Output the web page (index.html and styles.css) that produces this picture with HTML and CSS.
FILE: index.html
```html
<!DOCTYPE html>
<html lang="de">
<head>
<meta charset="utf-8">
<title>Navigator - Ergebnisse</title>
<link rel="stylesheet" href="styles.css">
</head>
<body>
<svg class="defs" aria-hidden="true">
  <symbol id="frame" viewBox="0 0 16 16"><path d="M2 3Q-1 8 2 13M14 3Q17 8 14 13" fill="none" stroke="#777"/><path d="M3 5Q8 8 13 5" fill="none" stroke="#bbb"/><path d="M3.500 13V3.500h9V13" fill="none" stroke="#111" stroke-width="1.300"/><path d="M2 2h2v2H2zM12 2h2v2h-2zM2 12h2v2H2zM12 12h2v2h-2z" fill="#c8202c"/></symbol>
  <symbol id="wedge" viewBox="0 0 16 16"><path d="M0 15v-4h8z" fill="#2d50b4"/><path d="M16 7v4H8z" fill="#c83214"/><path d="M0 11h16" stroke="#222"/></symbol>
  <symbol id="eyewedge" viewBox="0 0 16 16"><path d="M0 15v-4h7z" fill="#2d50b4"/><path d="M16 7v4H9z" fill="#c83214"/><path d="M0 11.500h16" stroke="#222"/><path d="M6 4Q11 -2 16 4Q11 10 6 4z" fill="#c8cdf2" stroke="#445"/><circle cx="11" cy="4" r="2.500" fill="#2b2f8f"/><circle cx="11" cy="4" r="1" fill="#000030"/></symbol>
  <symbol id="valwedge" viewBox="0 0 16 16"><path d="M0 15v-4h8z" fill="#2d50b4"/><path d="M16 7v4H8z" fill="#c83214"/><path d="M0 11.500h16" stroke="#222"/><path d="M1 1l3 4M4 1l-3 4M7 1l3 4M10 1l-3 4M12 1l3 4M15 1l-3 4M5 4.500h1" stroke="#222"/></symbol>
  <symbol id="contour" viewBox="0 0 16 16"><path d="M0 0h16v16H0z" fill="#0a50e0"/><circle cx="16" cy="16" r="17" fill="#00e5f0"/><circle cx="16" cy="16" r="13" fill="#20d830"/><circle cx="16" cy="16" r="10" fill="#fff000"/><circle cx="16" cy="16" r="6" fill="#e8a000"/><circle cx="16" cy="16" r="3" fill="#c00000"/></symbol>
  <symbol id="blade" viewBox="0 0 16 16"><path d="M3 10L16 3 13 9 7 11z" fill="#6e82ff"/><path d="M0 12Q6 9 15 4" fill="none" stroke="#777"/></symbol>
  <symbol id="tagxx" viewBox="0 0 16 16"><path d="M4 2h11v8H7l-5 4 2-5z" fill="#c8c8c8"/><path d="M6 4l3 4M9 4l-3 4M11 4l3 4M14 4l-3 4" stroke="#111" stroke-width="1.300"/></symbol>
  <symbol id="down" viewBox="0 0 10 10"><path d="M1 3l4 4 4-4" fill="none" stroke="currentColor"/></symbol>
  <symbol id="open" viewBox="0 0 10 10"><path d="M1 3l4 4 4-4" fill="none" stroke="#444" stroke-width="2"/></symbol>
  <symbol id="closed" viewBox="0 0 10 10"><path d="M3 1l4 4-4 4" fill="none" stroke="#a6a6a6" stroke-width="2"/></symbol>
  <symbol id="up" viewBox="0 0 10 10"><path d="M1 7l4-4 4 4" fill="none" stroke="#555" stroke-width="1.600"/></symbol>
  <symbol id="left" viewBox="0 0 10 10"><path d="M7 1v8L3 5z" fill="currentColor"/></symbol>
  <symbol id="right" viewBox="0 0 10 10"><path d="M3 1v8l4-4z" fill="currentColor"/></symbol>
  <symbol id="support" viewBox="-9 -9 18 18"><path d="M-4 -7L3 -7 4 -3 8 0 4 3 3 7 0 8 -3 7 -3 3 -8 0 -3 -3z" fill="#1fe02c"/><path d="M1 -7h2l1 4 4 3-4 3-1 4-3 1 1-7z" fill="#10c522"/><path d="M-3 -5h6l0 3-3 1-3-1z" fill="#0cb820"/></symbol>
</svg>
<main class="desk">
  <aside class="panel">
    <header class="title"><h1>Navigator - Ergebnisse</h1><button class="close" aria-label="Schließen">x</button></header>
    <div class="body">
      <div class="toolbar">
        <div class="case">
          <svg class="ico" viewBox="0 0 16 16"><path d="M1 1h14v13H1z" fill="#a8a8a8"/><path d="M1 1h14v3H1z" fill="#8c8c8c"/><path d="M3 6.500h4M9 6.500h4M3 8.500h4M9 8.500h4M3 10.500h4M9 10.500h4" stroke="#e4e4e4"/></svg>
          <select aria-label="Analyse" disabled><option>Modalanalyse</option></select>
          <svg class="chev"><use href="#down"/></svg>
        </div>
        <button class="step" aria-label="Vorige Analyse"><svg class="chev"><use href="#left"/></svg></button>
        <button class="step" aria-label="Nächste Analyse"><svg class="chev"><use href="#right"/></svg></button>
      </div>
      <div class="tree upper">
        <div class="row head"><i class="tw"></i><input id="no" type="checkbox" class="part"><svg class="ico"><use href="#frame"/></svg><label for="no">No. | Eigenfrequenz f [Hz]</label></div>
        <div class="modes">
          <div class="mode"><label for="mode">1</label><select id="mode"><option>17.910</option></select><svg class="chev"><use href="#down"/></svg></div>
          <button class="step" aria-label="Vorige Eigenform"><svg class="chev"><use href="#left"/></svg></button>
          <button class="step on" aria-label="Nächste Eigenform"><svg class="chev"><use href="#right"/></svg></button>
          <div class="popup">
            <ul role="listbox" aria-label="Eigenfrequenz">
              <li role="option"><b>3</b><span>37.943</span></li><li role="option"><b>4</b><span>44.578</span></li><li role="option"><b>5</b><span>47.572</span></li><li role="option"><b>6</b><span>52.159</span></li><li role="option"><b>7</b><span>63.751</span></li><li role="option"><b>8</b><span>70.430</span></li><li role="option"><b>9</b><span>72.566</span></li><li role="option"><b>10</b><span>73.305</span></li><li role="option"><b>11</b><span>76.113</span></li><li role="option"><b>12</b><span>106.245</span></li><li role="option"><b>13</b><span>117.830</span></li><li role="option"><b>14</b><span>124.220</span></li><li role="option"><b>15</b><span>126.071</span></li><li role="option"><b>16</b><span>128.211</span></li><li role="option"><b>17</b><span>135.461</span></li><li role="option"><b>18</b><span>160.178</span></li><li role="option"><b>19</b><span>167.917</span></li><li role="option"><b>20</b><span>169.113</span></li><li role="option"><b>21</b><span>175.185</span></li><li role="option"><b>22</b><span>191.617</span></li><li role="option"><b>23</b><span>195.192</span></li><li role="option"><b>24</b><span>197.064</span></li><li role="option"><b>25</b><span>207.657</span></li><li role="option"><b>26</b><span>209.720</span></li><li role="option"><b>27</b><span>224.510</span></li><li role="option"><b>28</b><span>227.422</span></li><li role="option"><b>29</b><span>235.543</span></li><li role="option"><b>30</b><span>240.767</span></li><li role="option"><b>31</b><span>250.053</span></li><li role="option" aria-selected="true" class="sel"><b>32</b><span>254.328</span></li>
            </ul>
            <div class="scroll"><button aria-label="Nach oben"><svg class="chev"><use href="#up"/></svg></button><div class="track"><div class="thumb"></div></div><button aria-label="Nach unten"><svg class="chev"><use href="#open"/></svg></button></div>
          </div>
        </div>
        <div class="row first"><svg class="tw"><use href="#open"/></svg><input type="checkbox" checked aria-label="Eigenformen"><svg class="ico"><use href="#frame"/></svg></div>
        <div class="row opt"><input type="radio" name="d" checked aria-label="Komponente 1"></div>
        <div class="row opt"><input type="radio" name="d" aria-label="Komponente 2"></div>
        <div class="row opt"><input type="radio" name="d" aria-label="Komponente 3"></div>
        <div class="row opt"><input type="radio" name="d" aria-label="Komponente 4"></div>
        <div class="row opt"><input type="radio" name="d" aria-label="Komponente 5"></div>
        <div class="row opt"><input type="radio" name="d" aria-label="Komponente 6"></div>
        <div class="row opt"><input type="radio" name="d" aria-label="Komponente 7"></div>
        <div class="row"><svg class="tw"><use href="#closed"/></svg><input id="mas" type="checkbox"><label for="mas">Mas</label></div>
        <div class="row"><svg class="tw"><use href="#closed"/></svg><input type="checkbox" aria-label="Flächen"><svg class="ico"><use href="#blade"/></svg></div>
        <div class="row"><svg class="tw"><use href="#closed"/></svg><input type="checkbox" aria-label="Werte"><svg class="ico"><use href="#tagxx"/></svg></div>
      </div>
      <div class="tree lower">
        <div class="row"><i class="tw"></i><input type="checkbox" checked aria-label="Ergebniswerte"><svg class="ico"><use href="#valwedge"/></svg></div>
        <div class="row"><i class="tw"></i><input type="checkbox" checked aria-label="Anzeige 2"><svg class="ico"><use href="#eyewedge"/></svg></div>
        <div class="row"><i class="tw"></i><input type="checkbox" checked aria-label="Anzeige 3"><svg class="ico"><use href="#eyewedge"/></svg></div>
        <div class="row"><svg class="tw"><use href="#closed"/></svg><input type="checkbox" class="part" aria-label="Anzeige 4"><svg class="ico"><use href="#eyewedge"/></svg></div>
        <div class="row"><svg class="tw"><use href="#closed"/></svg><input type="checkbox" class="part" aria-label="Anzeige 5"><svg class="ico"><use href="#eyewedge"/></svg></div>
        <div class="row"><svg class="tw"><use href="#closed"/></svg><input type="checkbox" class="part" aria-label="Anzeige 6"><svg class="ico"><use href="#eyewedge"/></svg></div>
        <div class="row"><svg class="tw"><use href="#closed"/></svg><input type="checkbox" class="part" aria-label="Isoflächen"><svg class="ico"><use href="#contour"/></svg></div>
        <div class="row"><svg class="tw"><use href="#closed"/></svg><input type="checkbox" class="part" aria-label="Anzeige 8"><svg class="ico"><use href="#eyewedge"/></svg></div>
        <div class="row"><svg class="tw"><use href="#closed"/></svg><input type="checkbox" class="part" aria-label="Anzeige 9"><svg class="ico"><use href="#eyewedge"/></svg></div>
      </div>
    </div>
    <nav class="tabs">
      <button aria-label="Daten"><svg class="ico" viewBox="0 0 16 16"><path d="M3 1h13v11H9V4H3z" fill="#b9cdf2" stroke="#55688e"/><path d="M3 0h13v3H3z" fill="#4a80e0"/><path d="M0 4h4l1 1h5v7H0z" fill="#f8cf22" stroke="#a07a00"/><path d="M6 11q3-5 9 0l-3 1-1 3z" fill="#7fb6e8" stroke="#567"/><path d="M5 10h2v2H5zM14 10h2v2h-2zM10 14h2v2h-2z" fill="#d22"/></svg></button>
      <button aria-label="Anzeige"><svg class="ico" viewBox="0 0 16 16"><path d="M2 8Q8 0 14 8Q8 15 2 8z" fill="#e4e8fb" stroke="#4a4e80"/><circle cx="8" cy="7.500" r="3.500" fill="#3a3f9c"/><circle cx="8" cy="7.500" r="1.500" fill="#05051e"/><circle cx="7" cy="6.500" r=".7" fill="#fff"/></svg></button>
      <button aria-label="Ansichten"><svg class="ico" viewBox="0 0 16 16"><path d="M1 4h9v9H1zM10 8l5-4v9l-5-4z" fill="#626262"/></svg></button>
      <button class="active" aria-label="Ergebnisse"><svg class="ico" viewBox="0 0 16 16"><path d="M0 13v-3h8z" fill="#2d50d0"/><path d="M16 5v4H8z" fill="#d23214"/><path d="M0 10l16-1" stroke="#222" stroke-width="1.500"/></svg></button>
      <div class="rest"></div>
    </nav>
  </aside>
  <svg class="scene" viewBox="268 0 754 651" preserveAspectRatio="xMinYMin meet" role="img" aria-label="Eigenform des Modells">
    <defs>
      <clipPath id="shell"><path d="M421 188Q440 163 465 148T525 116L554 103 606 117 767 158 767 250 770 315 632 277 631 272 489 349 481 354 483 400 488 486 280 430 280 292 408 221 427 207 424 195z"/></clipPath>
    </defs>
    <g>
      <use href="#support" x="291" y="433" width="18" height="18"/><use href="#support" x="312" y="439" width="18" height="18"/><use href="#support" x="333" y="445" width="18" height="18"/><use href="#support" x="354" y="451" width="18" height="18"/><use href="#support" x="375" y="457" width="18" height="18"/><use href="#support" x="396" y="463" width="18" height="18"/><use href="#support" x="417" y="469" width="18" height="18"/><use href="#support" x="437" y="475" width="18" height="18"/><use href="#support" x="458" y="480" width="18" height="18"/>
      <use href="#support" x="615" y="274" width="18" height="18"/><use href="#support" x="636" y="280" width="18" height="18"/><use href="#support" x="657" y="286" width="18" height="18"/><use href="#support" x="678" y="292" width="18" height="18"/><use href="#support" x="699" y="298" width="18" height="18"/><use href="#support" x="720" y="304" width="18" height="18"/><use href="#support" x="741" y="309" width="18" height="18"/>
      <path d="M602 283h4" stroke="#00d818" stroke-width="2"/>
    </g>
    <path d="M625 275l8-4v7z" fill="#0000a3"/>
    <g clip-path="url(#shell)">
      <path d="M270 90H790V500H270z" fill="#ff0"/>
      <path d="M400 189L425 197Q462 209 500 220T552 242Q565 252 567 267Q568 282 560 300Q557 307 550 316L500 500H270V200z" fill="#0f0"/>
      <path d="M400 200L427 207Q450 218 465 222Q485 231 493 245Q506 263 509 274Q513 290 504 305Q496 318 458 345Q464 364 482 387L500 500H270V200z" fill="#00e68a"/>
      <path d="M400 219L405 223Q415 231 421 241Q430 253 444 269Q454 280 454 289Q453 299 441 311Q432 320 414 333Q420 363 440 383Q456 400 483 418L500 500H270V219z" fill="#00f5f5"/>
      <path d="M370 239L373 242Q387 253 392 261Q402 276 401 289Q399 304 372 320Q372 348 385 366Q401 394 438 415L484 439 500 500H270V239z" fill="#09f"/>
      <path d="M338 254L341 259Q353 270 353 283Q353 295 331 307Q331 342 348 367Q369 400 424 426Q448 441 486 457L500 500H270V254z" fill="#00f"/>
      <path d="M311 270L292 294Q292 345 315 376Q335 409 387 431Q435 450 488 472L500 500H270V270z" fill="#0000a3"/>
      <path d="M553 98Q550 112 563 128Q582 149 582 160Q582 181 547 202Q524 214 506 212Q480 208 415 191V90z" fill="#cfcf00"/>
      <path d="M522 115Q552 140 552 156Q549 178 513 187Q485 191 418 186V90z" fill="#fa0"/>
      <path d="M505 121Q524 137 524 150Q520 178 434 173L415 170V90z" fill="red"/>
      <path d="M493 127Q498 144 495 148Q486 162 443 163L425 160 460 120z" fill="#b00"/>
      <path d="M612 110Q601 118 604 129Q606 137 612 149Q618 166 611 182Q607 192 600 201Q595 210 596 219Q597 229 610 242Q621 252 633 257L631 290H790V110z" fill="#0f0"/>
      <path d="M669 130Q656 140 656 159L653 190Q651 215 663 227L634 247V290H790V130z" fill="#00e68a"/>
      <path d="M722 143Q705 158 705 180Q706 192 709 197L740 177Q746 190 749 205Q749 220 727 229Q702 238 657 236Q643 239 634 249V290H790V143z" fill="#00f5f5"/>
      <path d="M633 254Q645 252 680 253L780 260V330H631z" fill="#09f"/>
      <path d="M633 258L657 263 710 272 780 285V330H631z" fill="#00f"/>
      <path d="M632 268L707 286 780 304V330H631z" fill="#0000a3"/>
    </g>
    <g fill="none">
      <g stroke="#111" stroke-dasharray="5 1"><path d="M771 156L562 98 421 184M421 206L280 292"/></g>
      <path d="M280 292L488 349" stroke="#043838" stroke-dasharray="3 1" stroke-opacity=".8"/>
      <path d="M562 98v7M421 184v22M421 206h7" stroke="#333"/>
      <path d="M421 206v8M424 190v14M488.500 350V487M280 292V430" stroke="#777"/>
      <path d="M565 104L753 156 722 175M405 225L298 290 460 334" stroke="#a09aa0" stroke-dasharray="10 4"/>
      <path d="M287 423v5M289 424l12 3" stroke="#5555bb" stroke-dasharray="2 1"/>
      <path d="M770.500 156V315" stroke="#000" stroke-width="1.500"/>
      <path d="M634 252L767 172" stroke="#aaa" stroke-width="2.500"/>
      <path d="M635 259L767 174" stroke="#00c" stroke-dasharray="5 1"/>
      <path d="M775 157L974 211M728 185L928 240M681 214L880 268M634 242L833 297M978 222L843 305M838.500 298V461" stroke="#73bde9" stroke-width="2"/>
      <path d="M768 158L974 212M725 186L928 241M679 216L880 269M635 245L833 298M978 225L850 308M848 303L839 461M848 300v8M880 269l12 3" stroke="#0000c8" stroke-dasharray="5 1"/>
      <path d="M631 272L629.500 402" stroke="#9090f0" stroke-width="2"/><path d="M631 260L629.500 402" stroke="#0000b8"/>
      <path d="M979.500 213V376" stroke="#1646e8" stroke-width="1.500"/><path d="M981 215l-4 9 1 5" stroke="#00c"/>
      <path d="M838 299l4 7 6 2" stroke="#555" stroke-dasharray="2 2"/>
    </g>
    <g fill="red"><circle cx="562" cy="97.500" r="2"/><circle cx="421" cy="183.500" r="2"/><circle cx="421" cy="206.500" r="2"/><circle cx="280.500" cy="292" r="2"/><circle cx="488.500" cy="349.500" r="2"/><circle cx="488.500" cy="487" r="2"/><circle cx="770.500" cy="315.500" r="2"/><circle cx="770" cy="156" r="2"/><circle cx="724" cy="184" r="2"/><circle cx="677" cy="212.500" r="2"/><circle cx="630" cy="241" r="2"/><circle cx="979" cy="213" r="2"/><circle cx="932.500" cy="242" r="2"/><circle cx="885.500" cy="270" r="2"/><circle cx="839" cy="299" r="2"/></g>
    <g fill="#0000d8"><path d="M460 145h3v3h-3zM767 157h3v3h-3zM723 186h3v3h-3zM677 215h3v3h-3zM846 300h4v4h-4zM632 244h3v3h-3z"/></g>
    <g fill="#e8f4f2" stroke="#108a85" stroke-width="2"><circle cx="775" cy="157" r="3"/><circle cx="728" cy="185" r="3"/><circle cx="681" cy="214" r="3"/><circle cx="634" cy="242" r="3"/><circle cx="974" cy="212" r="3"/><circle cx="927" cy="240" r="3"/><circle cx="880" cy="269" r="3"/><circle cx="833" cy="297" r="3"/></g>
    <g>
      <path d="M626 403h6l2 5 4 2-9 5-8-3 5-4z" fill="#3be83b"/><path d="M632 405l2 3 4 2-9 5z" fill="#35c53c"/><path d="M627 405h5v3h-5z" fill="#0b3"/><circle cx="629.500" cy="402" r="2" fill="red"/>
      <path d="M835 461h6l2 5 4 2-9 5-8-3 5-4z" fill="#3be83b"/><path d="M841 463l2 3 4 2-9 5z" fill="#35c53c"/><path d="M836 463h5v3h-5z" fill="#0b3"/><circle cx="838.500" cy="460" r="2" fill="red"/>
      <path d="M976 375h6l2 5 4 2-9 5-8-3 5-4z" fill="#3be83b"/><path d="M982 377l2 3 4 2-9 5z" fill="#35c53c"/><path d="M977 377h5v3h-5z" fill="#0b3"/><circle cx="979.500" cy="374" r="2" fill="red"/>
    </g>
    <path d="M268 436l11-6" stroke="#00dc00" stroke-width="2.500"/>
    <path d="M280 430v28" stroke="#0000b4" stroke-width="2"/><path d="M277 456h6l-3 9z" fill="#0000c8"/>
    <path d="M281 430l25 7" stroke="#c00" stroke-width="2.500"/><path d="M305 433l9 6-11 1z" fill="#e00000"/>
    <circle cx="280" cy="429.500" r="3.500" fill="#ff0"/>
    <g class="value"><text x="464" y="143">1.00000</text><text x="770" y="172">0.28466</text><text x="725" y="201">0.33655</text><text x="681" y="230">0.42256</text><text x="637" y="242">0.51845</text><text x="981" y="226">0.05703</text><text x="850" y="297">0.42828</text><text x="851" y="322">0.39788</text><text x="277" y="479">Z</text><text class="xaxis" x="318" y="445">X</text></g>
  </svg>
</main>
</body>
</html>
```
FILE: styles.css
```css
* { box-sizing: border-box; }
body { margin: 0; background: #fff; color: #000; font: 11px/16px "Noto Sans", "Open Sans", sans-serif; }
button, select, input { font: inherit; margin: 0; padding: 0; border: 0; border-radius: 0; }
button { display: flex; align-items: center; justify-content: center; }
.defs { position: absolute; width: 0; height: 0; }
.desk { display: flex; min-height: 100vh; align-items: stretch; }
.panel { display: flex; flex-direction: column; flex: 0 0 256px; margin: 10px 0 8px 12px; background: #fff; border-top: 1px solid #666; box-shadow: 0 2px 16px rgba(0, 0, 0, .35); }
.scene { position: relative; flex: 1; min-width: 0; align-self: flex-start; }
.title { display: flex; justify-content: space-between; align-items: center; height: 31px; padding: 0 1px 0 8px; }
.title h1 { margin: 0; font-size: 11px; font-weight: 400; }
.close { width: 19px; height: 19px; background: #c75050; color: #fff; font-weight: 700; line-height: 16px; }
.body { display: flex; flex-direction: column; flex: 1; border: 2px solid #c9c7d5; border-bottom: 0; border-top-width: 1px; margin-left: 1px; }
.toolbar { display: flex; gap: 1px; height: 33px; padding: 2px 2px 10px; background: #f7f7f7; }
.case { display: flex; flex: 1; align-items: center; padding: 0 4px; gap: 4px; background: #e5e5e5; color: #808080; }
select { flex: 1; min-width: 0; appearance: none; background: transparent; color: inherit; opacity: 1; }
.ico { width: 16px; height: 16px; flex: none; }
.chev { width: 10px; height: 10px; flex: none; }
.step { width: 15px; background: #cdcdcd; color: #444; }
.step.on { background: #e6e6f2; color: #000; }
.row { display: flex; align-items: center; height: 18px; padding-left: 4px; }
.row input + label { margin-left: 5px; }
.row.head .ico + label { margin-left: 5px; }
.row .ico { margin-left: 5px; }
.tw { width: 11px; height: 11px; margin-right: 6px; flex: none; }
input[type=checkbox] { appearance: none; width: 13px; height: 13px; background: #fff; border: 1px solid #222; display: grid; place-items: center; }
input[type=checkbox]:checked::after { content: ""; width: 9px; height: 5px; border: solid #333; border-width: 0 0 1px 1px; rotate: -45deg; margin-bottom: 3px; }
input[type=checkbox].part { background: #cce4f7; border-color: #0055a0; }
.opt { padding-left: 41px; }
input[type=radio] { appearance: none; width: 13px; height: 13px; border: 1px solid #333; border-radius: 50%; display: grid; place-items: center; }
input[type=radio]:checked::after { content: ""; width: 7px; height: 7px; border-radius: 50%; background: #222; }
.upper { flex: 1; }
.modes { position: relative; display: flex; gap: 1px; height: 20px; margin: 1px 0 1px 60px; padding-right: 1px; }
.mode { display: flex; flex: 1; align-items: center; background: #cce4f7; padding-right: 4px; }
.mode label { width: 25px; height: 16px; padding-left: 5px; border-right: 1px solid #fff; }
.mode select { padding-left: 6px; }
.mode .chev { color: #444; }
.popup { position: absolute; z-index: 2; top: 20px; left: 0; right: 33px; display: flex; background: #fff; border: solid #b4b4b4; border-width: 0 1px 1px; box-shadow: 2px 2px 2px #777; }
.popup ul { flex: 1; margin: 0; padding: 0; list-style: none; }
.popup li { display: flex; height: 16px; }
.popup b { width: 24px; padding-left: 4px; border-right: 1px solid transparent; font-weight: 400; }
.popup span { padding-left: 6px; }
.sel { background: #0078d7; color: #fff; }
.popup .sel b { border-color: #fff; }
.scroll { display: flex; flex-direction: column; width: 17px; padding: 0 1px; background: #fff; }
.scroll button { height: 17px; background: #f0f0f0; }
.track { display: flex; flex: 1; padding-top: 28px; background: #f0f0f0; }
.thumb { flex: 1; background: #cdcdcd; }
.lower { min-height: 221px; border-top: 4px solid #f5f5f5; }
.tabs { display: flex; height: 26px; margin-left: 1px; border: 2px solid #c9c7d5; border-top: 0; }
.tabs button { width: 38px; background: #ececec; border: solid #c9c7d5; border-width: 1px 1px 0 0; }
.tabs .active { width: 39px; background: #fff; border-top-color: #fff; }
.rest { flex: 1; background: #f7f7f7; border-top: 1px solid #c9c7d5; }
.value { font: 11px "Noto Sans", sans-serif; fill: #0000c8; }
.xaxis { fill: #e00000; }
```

=== What you should do ===
Extract each line from the listing that holds the word "styles".

=== Written response ===
Output the web page (index.html and styles.css) that produces this picture with HTML and CSS.
<link rel="stylesheet" href="styles.css">
FILE: styles.css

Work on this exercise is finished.